Marriage is fraught with temptations, difficulties and distractions. St. Paul saw this and wished all his flock could be like him--blessed with the gift of celibacy. The early Christians saw this, and they abstained from marriage in droves. Both St. Paul and St. Augustine had to argue for the goodness of marriage. But they both believed that the celibate life, a life of virginity and dedication to heavenly things, was the better. This is, in fact, the tradition of the Christian Church.

Today, however, Catholics are happy to throw away celibacy with both hands, ASAP. The times are such that we feel grateful and edified when our fellows do this by getting married, not by getting blind drunk on frosh week. Seeking honourable marriage is, to say the least, a cut above such abysmal behaviour. However, I suggest that going out into the world simply looking for someone to marry is putting the cart before the horse.

If you get married, you get married to an individual person. You don't get married to just anybody, cross your fingers, and hope it all turns out. Well, people do, of course, as I saw on Traveller Weddings. Getting married to a man you hardly know because you've saved all your life for your wedding and now you're old by your community's standards (e.g. 22) is a bad idea. However, there are non-Traveller women who go into a crowded room of strangers with just the same idea: I'm old, I've saved for my wedding, I'll marry the first good guy who comes along.

This goal-oriented approach to social life can blind men and women to the actutal personalities they encounter. If you go to a social event with a checklist of what you want in a man, you won't actually get to know any man in himself: you'll just reject him if he doesn't fit your list. In the process, you might miss out on a good future friend, a mentor, a teacher, an inspiration or a potential work contact. The goal of any social event, I think, is to meet people and learn about them, just because it is a wonderful world and humanity is fascinating.

Being rooted in reality is key. If you think all the time about falling in love and getting married, you might start wilfully blinding yourself to the flaws of any man you find attractive who finds you attractive. You might start blaming yourself for disloyalty whenever it becomes blindingly obvious that The Boyfriend is rude, boring, abusive, childish, arrogant, on the make or not as attractive as you first thought. And being a woman, you are more likely to wail "What's wrong with me?" instead of admitting that there's something wrong with him.

You might also wilfully blind yourself to your most obvious incompatibilities. For example, I knew from the age of 18 that I should really marry a Catholic; interdenominational marriage is, in fact, frowned on by the Baltimore Catechism. And yet again and again I dated non-Catholics. This gave me a reputation for openmindedness, but it also gave me a reputation for being fickle since none of these relationships lasted. Maybe you know that, given your values, you should marry only someone of your ethnic background. That's fine! Only you can say what your absolute values are. But meanwhile, get out there and meet all kinds of people, and see them for who they really are, even if they are highly eligible bachelors from your ethnic group.

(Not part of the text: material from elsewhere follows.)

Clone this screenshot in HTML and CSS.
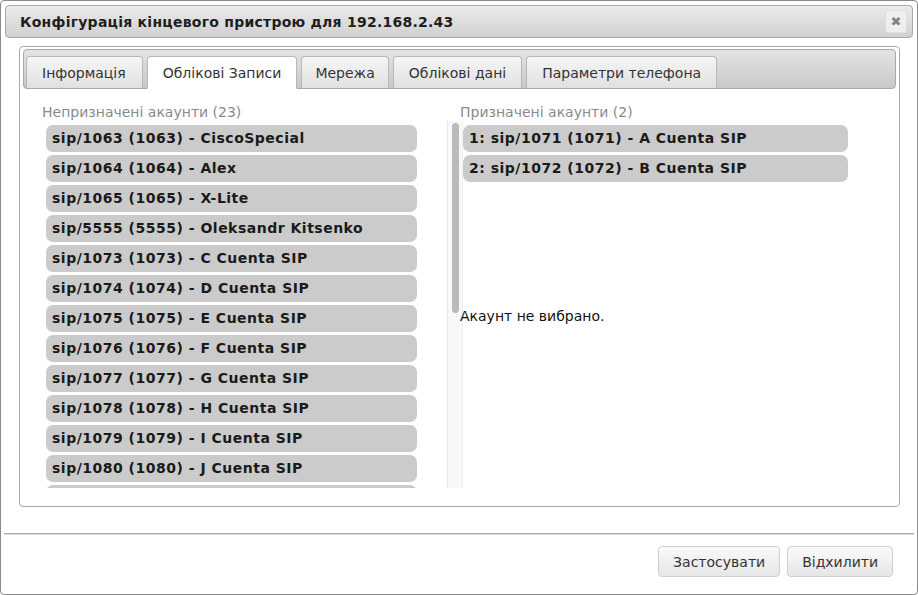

I understand what it is like to be 35, unmarried and lonely. Your parents are growing old and even your youngest buddies are sending you invitations to their weddings. But what I don't understand is why some Catholic 20 year olds are more interested in marriage than in meeting lots and lots of people, studying at the feet of a master, or travelling the world. The only really valid excuse I can think of, unless they have indeed found Mr. Right very early, is that their hormones are raging and they want to remain chaste.

Well, there are ways of dealing with hormones which I won't get into, as chastity education (as important as it is) isn't my bag, baby. But I am sure that seeing people as potential friends and acquaintances instead of Husband Material/Not Husband Material has something to do with chastity. Perhaps we could call it Social Chastity.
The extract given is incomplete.